Pasan ocho días más. Era el siguiente domingo, el primero después de la Resurrección. Ese día, sí estaba Tomás con los demás discípulos. El Señor se les vuelve a aparecer. Y amorosamente le invita a que meta sus dedos en las heridas, para que crea. Al instante el buen Tomás se arrodilla y le dice “¡Señor mío y Dios mío!” A lo que le responde el Señor: “Tú crees porque me has visto; dichosos los que crean sin haber visto”. En ese momento, el Señor pensó en todos nosotros, que creeríamos sin que lo hubiéramos visto.
El Señor nos invita a creer a pesar de no haber visto. A creer en el amor infinito de Dios por nosotros. Y junto con toda la Iglesia en este Jubileo del Año dos mil. Nos invita a la conversión, a volver a Dios, a alejarnos de la vida de pecado. Recordemos que para esto ha venido Jesucristo, para rescatarnos del pecado y abrirnos nuevamente las puertas el cielo. Y, para ello, recordemos que espera que cada uno de nosotros libremente lo busque a Él.
No dejemos pasar el tiempo. Volvamos a la casa del Padre. Sigamos los caminos de nuestros Señor Jesucristo: Amemos a Dios sobre todas las cosas y a nuestro prójimo. Si amamos realmente estaremos en el camino de la conversión, pues quien verdaderamente ama es quien imita a Dios, pues Dios es amor, nos dice el apóstol san Juan, y el mandato de Jesucristo es: “Amaos los unos a los otros como yo os he amado”. Por ello, la auténtica conversión del corazón es la imitación de Cristo amoroso, quien nos amó y se entregó por nosotros.
La Iglesia, por medio del catecismo, nos recuerda que cada persona, tú o yo, hemos de responder libremente a la invitación que Dios nos hace para creer.
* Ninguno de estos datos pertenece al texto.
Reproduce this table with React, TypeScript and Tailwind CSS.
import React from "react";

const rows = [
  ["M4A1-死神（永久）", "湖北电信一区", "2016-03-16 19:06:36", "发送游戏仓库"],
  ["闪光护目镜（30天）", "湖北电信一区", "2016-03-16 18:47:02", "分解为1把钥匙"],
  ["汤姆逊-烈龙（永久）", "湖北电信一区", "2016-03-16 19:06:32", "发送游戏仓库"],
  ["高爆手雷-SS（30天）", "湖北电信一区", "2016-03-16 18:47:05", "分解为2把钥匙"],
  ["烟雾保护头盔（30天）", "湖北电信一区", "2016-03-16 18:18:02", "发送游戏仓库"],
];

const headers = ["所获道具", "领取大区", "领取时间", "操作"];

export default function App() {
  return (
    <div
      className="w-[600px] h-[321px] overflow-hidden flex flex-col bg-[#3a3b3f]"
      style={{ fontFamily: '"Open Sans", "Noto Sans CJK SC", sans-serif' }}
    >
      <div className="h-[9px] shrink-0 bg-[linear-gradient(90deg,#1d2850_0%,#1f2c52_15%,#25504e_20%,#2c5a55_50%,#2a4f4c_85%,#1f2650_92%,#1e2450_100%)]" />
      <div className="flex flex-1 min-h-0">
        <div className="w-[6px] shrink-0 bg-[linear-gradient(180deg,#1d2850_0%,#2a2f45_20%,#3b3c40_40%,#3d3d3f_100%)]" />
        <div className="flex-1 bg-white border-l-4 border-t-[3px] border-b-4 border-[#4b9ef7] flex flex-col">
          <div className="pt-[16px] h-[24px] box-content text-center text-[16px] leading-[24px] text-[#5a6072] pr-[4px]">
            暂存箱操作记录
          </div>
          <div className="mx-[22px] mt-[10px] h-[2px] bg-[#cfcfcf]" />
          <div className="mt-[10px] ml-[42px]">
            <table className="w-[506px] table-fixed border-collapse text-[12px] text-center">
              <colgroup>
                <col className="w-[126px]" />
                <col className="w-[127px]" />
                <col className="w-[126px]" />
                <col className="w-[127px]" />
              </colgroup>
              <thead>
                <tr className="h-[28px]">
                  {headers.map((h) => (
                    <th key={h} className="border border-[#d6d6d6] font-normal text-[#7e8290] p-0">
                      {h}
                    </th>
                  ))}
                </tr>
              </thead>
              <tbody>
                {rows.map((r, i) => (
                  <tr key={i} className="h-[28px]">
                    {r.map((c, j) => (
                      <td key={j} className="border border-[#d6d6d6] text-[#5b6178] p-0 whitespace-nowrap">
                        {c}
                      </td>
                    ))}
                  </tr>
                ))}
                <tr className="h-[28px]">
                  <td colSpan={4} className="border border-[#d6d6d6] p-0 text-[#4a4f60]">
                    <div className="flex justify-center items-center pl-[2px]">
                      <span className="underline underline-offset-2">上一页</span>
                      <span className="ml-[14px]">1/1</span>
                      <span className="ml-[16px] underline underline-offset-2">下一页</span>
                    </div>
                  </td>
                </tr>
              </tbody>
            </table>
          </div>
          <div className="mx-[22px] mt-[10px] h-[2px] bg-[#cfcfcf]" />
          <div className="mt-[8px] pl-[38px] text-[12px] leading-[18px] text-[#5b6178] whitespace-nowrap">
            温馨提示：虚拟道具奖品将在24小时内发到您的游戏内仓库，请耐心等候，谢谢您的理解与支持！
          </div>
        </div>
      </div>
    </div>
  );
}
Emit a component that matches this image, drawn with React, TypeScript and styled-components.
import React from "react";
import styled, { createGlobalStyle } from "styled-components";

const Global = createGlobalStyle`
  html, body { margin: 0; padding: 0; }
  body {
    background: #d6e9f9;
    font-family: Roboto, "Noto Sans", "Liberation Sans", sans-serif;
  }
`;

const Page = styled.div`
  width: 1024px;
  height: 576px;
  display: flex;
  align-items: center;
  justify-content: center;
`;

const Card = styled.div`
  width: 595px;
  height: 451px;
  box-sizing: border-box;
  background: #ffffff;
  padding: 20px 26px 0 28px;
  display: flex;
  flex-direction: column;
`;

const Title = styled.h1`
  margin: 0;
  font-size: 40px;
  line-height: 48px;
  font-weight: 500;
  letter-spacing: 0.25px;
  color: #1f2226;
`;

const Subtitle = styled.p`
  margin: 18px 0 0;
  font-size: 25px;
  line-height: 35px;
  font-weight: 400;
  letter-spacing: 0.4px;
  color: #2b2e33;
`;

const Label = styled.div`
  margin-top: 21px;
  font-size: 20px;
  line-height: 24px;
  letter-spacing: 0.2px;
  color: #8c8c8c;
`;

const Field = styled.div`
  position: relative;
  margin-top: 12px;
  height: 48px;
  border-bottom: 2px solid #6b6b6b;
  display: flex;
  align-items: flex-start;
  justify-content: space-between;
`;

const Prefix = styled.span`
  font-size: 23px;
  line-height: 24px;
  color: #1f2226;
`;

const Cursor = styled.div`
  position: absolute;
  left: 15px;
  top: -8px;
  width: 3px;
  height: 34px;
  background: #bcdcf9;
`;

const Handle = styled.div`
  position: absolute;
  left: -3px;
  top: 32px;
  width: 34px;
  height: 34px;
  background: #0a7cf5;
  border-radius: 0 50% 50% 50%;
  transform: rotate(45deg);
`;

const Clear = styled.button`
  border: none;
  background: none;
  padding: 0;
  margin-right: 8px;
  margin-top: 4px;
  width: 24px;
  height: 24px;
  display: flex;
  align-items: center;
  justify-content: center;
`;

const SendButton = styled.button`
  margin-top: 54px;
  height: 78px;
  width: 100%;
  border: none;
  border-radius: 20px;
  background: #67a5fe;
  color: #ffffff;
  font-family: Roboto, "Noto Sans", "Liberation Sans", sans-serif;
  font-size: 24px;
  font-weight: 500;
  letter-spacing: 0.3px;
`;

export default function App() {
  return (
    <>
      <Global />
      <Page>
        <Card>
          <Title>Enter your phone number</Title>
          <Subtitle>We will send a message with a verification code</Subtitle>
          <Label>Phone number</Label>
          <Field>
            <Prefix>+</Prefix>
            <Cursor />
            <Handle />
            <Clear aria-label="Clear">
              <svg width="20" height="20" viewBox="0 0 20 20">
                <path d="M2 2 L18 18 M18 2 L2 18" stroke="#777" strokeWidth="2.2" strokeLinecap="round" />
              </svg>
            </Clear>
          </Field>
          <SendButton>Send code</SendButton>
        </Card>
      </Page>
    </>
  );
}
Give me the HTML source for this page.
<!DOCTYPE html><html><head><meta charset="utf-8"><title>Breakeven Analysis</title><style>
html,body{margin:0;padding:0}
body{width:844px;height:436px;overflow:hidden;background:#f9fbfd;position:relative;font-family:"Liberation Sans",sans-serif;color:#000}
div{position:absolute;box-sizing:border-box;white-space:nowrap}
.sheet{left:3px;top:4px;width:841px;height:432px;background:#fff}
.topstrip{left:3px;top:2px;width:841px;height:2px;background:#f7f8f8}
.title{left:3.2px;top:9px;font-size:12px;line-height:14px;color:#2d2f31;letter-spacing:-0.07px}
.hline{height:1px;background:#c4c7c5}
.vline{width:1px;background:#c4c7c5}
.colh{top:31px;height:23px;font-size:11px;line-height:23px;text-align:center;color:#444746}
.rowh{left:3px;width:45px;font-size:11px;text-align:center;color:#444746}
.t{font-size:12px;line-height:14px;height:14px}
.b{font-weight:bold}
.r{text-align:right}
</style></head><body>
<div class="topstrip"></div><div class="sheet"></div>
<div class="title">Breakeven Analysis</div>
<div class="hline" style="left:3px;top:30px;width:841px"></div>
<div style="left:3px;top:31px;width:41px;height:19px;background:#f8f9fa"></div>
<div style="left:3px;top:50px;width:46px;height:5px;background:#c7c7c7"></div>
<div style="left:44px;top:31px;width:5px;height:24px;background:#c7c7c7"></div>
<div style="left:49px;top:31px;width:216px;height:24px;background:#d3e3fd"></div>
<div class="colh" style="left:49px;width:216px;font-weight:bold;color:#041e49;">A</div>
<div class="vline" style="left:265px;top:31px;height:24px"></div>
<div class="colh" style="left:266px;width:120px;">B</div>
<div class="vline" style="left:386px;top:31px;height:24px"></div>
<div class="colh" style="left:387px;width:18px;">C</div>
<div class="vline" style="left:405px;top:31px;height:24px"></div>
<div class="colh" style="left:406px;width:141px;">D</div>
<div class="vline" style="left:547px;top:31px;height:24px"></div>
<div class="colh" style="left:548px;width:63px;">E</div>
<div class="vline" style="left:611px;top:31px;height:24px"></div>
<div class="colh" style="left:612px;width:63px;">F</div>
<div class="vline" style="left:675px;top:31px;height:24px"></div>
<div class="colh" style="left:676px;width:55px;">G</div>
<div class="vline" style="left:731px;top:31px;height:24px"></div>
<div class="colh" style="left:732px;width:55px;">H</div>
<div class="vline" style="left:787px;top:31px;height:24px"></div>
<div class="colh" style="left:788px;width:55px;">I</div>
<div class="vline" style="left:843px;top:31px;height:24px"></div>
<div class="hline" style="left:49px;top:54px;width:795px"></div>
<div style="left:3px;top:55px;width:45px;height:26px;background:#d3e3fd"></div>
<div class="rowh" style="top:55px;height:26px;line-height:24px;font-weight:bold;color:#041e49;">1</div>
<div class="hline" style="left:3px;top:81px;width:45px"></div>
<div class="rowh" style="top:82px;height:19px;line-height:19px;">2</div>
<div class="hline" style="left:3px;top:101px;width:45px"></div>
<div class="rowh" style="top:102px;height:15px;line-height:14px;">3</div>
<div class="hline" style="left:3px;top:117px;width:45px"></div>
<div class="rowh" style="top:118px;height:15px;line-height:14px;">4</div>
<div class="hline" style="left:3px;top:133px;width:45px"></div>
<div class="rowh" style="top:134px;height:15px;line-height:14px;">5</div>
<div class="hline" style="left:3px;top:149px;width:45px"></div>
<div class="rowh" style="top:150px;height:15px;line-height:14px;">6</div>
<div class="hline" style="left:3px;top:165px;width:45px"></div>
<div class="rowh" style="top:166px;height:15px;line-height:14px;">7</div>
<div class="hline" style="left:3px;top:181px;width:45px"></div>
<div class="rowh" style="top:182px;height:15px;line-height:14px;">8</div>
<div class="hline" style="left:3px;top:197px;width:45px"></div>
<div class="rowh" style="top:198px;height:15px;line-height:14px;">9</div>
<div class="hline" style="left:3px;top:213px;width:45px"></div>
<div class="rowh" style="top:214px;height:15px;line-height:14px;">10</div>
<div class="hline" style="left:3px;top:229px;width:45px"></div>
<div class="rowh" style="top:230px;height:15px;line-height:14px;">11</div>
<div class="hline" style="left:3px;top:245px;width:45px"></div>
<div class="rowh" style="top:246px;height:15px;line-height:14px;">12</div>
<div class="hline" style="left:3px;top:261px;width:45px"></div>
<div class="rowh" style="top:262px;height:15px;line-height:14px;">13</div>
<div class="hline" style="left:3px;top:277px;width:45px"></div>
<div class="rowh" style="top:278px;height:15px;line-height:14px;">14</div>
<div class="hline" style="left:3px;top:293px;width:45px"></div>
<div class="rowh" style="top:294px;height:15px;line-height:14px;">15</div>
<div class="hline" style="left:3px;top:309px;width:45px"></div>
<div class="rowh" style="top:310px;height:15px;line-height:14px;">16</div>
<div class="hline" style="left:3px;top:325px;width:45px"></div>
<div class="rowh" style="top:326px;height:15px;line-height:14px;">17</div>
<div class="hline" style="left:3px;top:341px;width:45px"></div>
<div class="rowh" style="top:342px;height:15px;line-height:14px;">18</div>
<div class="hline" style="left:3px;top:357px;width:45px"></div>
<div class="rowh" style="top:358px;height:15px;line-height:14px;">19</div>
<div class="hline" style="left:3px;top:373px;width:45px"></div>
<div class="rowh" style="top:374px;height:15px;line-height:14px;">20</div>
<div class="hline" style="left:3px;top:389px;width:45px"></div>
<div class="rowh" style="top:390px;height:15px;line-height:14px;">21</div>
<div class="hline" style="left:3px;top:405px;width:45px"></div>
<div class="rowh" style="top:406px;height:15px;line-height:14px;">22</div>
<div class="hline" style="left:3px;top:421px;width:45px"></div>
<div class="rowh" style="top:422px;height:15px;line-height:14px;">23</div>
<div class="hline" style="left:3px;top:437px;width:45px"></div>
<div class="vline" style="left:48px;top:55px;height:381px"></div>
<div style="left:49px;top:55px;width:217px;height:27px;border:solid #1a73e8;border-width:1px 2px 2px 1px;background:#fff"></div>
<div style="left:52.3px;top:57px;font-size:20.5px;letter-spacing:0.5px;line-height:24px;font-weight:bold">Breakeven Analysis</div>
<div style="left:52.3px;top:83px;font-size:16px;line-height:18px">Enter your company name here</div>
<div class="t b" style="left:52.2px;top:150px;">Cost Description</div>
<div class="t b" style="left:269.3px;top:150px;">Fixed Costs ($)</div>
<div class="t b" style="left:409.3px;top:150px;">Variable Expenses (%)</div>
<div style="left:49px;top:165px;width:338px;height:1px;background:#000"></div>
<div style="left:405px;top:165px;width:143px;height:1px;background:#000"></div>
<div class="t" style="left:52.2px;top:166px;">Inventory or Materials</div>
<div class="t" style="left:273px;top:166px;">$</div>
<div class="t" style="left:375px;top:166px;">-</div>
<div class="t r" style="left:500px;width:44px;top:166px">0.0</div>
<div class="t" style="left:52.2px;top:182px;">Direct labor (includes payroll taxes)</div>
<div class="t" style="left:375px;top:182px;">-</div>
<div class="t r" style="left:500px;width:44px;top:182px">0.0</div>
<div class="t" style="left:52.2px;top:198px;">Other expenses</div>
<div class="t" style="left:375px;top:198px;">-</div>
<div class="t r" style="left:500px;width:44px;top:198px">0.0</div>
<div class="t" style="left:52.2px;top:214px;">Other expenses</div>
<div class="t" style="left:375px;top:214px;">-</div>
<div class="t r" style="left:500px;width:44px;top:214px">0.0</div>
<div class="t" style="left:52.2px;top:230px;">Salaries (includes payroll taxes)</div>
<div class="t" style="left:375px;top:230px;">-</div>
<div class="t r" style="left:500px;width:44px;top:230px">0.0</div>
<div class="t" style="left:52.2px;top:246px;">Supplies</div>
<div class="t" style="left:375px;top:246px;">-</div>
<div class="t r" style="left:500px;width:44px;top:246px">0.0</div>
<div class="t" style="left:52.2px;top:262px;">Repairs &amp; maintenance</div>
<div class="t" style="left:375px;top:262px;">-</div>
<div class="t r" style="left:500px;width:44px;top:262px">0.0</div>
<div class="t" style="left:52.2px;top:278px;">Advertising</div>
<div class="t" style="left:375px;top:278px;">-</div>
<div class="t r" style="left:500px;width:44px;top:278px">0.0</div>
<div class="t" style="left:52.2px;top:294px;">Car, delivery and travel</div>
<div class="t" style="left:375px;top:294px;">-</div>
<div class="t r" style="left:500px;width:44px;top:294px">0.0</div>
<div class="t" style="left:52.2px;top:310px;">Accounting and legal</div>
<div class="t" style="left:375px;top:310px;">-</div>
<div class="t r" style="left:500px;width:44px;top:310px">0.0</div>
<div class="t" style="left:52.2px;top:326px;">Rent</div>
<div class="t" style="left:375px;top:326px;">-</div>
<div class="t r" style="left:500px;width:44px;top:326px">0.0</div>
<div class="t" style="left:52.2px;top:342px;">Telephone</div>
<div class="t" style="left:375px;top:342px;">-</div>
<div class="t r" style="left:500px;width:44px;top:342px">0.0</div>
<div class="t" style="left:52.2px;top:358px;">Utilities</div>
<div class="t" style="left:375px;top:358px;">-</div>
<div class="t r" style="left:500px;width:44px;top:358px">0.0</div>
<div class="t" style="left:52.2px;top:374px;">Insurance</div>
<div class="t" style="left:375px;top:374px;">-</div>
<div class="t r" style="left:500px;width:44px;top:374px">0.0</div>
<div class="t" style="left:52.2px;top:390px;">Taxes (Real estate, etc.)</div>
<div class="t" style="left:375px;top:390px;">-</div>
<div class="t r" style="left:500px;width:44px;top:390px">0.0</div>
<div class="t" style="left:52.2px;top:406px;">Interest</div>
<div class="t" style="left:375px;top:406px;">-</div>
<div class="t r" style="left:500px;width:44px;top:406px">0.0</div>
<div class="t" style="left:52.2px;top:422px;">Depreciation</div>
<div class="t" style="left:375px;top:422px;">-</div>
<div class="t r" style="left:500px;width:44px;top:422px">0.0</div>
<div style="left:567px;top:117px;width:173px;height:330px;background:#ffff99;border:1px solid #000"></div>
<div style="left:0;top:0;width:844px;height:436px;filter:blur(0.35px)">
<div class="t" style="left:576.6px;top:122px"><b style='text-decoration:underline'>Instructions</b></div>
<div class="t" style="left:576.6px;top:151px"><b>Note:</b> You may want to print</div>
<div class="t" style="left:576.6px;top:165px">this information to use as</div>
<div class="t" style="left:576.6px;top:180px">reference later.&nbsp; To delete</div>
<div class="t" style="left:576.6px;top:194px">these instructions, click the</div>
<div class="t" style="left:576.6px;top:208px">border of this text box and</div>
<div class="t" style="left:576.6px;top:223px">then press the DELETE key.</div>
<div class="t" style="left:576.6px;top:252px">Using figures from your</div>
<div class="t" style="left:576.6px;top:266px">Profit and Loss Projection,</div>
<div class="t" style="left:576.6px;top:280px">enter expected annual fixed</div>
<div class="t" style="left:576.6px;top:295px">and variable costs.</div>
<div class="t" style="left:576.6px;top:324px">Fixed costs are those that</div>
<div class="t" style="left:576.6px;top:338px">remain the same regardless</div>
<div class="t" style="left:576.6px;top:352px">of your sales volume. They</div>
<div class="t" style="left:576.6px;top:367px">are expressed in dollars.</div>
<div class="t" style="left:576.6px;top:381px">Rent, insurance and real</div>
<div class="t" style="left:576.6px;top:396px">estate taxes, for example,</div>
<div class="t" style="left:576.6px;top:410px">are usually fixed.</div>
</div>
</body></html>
Esa respuesta muy personal de cada uno, es la fe.
Nos recuerda, también, que la fe no es algo nada más personal, pues no la habríamos recibido si no hubiese otras personas que nos la transmitieran. Por ello, es necesario que todos transmitamos a otras personas esa fe.
Recordemos que no es suficiente creer en Jesucristo para que alcancemos la vida eterna y nos salvemos. Es necesario que nuestra vida se transforme en una vida llena de obras de acuerdo a los mandatos de Jesucristo: obras llenas de amor a Dios y a nuestros hermanos los hombres.
La fe no llega así porque sí a los demás. Es necesario que haya otras personas que la lleven a los que no la conoces. Todos los cristianos, todos los miembros de la Iglesia estamos llamados a transmitir la fe a los demás, empezando por nuestros hijos.
Nadie puede dar lo que no conoce. Por ello es necesario que conozcamos cada día mejor nuestra fe, para que la podamos transmitir a los demás, empezando por los de casa.